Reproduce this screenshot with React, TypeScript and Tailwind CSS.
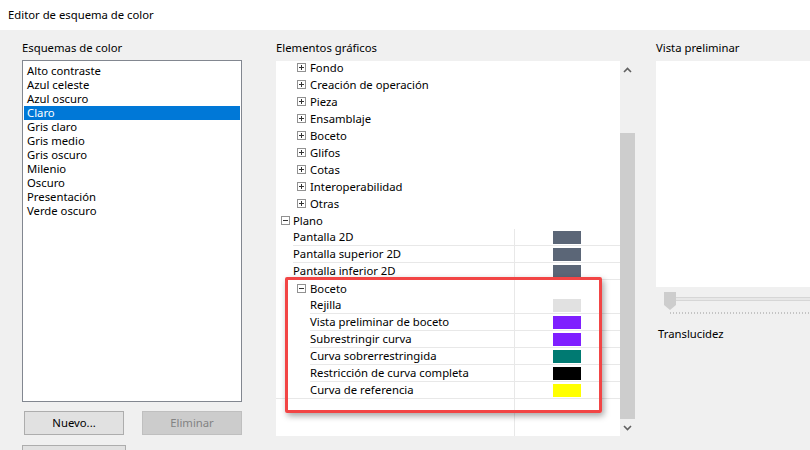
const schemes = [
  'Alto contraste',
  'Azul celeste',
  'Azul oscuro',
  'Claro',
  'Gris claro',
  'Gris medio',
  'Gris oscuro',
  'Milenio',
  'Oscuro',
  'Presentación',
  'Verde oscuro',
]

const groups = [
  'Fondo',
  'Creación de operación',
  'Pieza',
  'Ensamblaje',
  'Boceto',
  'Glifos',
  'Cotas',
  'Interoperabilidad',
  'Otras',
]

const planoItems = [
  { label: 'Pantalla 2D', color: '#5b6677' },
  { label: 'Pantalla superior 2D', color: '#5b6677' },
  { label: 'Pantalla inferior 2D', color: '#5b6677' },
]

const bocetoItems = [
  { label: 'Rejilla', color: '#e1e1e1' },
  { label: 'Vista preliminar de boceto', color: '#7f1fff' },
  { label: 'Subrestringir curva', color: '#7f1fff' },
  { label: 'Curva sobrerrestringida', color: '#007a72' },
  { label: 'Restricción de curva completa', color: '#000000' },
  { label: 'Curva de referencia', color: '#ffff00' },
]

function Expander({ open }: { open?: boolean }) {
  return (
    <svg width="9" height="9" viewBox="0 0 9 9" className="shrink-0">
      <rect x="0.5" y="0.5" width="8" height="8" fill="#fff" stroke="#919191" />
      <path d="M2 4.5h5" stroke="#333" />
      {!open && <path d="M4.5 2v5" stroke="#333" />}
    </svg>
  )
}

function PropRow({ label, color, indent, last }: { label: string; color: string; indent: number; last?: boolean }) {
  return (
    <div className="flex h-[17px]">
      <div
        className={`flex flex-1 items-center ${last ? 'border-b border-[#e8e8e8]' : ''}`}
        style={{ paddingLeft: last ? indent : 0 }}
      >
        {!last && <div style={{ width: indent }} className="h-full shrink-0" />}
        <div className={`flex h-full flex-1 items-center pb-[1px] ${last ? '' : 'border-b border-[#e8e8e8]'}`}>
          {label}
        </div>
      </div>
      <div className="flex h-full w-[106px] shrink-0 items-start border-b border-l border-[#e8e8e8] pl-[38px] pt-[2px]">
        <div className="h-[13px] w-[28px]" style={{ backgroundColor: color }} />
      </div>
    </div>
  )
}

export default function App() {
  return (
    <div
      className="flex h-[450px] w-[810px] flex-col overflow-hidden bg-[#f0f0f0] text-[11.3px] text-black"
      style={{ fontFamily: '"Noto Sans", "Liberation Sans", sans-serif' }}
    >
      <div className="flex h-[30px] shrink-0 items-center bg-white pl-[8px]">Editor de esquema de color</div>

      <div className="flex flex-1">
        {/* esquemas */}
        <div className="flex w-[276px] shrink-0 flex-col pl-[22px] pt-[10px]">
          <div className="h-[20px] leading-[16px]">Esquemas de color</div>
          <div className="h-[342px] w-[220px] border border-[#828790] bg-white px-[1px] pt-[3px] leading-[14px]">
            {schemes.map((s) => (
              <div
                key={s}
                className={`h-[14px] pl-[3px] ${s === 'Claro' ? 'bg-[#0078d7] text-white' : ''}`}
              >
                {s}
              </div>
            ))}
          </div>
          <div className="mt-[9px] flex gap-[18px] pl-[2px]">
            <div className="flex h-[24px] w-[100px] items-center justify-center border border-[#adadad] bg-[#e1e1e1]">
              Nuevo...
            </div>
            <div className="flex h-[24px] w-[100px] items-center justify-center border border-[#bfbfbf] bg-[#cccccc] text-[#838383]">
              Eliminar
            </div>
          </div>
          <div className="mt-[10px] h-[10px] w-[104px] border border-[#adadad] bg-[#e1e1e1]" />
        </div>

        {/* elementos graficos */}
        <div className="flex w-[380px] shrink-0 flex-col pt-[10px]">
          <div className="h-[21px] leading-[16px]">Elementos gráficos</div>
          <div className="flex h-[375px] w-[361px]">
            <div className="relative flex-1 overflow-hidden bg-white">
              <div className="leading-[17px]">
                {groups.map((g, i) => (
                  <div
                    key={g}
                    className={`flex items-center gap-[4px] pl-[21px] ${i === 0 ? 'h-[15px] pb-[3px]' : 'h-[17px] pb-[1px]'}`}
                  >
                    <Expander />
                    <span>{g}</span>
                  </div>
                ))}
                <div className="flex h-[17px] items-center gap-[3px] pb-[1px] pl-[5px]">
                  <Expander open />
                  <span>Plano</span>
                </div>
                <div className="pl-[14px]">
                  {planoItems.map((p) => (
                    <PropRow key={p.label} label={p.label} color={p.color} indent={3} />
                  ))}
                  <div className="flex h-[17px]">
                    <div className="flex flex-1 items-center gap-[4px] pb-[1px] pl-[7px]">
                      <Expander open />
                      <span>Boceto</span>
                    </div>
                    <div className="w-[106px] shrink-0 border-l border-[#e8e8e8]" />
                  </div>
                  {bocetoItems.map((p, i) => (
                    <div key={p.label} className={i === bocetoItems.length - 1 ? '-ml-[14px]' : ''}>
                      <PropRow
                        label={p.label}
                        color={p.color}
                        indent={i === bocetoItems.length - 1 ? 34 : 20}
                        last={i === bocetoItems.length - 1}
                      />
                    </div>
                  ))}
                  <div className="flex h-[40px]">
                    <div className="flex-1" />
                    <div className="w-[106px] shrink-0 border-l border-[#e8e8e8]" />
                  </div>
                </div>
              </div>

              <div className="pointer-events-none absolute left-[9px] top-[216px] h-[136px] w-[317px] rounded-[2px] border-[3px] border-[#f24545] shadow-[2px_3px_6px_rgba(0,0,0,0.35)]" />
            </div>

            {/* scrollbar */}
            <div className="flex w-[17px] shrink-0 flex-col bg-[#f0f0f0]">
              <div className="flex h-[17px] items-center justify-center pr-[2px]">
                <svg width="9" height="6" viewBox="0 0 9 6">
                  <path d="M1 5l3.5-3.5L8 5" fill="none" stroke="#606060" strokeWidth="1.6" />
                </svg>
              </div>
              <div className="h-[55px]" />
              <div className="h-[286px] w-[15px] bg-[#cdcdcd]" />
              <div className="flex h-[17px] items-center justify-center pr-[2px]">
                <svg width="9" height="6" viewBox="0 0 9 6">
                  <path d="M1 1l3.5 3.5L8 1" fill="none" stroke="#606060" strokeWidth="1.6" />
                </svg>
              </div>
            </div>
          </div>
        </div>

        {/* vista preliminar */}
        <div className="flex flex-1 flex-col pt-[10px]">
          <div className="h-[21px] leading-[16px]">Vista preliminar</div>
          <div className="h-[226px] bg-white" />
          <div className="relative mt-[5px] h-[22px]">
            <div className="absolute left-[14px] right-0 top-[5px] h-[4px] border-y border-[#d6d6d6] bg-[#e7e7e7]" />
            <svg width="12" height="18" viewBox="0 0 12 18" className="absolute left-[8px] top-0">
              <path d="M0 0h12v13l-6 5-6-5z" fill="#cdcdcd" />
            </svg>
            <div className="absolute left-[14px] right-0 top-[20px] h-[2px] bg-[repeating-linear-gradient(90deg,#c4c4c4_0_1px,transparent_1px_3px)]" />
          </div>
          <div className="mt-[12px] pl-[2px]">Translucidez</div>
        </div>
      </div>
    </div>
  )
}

=======

PROBLEM STATEMENT: Without including any pictures, print all of the material exactly as given.

RESULT BELOW:
Reproduce this screenshot with React, TypeScript and Tailwind CSS.
const schemes = [
  'Alto contraste',
  'Azul celeste',
  'Azul oscuro',
  'Claro',
  'Gris claro',
  'Gris medio',
  'Gris oscuro',
  'Milenio',
  'Oscuro',
  'Presentación',
  'Verde oscuro',
]

const groups = [
  'Fondo',
  'Creación de operación',
  'Pieza',
  'Ensamblaje',
  'Boceto',
  'Glifos',
  'Cotas',
  'Interoperabilidad',
  'Otras',
]

const planoItems = [
  { label: 'Pantalla 2D', color: '#5b6677' },
  { label: 'Pantalla superior 2D', color: '#5b6677' },
  { label: 'Pantalla inferior 2D', color: '#5b6677' },
]

const bocetoItems = [
  { label: 'Rejilla', color: '#e1e1e1' },
  { label: 'Vista preliminar de boceto', color: '#7f1fff' },
  { label: 'Subrestringir curva', color: '#7f1fff' },
  { label: 'Curva sobrerrestringida', color: '#007a72' },
  { label: 'Restricción de curva completa', color: '#000000' },
  { label: 'Curva de referencia', color: '#ffff00' },
]

function Expander({ open }: { open?: boolean }) {
  return (
    <svg width="9" height="9" viewBox="0 0 9 9" className="shrink-0">
      <rect x="0.5" y="0.5" width="8" height="8" fill="#fff" stroke="#919191" />
      <path d="M2 4.5h5" stroke="#333" />
      {!open && <path d="M4.5 2v5" stroke="#333" />}
    </svg>
  )
}

function PropRow({ label, color, indent, last }: { label: string; color: string; indent: number; last?: boolean }) {
  return (
    <div className="flex h-[17px]">
      <div
        className={`flex flex-1 items-center ${last ? 'border-b border-[#e8e8e8]' : ''}`}
        style={{ paddingLeft: last ? indent : 0 }}
      >
        {!last && <div style={{ width: indent }} className="h-full shrink-0" />}
        <div className={`flex h-full flex-1 items-center pb-[1px] ${last ? '' : 'border-b border-[#e8e8e8]'}`}>
          {label}
        </div>
      </div>
      <div className="flex h-full w-[106px] shrink-0 items-start border-b border-l border-[#e8e8e8] pl-[38px] pt-[2px]">
        <div className="h-[13px] w-[28px]" style={{ backgroundColor: color }} />
      </div>
    </div>
  )
}

export default function App() {
  return (
    <div
      className="flex h-[450px] w-[810px] flex-col overflow-hidden bg-[#f0f0f0] text-[11.3px] text-black"
      style={{ fontFamily: '"Noto Sans", "Liberation Sans", sans-serif' }}
    >
      <div className="flex h-[30px] shrink-0 items-center bg-white pl-[8px]">Editor de esquema de color</div>

      <div className="flex flex-1">
        {/* esquemas */}
        <div className="flex w-[276px] shrink-0 flex-col pl-[22px] pt-[10px]">
          <div className="h-[20px] leading-[16px]">Esquemas de color</div>
          <div className="h-[342px] w-[220px] border border-[#828790] bg-white px-[1px] pt-[3px] leading-[14px]">
            {schemes.map((s) => (
              <div
                key={s}
                className={`h-[14px] pl-[3px] ${s === 'Claro' ? 'bg-[#0078d7] text-white' : ''}`}
              >
                {s}
              </div>
            ))}
          </div>
          <div className="mt-[9px] flex gap-[18px] pl-[2px]">
            <div className="flex h-[24px] w-[100px] items-center justify-center border border-[#adadad] bg-[#e1e1e1]">
              Nuevo...
            </div>
            <div className="flex h-[24px] w-[100px] items-center justify-center border border-[#bfbfbf] bg-[#cccccc] text-[#838383]">
              Eliminar
            </div>
          </div>
          <div className="mt-[10px] h-[10px] w-[104px] border border-[#adadad] bg-[#e1e1e1]" />
        </div>

        {/* elementos graficos */}
        <div className="flex w-[380px] shrink-0 flex-col pt-[10px]">
          <div className="h-[21px] leading-[16px]">Elementos gráficos</div>
          <div className="flex h-[375px] w-[361px]">
            <div className="relative flex-1 overflow-hidden bg-white">
              <div className="leading-[17px]">
                {groups.map((g, i) => (
                  <div
                    key={g}
                    className={`flex items-center gap-[4px] pl-[21px] ${i === 0 ? 'h-[15px] pb-[3px]' : 'h-[17px] pb-[1px]'}`}
                  >
                    <Expander />
                    <span>{g}</span>
                  </div>
                ))}
                <div className="flex h-[17px] items-center gap-[3px] pb-[1px] pl-[5px]">
                  <Expander open />
                  <span>Plano</span>
                </div>
                <div className="pl-[14px]">
                  {planoItems.map((p) => (
                    <PropRow key={p.label} label={p.label} color={p.color} indent={3} />
                  ))}
                  <div className="flex h-[17px]">
                    <div className="flex flex-1 items-center gap-[4px] pb-[1px] pl-[7px]">
                      <Expander open />
                      <span>Boceto</span>
                    </div>
                    <div className="w-[106px] shrink-0 border-l border-[#e8e8e8]" />
                  </div>
                  {bocetoItems.map((p, i) => (
                    <div key={p.label} className={i === bocetoItems.length - 1 ? '-ml-[14px]' : ''}>
                      <PropRow
                        label={p.label}
                        color={p.color}
                        indent={i === bocetoItems.length - 1 ? 34 : 20}
                        last={i === bocetoItems.length - 1}
                      />
                    </div>
                  ))}
                  <div className="flex h-[40px]">
                    <div className="flex-1" />
                    <div className="w-[106px] shrink-0 border-l border-[#e8e8e8]" />
                  </div>
                </div>
              </div>

              <div className="pointer-events-none absolute left-[9px] top-[216px] h-[136px] w-[317px] rounded-[2px] border-[3px] border-[#f24545] shadow-[2px_3px_6px_rgba(0,0,0,0.35)]" />
            </div>

            {/* scrollbar */}
            <div className="flex w-[17px] shrink-0 flex-col bg-[#f0f0f0]">
              <div className="flex h-[17px] items-center justify-center pr-[2px]">
                <svg width="9" height="6" viewBox="0 0 9 6">
                  <path d="M1 5l3.5-3.5L8 5" fill="none" stroke="#606060" strokeWidth="1.6" />
                </svg>
              </div>
              <div className="h-[55px]" />
              <div className="h-[286px] w-[15px] bg-[#cdcdcd]" />
              <div className="flex h-[17px] items-center justify-center pr-[2px]">
                <svg width="9" height="6" viewBox="0 0 9 6">
                  <path d="M1 1l3.5 3.5L8 1" fill="none" stroke="#606060" strokeWidth="1.6" />
                </svg>
              </div>
            </div>
          </div>
        </div>

        {/* vista preliminar */}
        <div className="flex flex-1 flex-col pt-[10px]">
          <div className="h-[21px] leading-[16px]">Vista preliminar</div>
          <div className="h-[226px] bg-white" />
          <div className="relative mt-[5px] h-[22px]">
            <div className="absolute left-[14px] right-0 top-[5px] h-[4px] border-y border-[#d6d6d6] bg-[#e7e7e7]" />
            <svg width="12" height="18" viewBox="0 0 12 18" className="absolute left-[8px] top-0">
              <path d="M0 0h12v13l-6 5-6-5z" fill="#cdcdcd" />
            </svg>
            <div className="absolute left-[14px] right-0 top-[20px] h-[2px] bg-[repeating-linear-gradient(90deg,#c4c4c4_0_1px,transparent_1px_3px)]" />
          </div>
          <div className="mt-[12px] pl-[2px]">Translucidez</div>
        </div>
      </div>
    </div>
  )
}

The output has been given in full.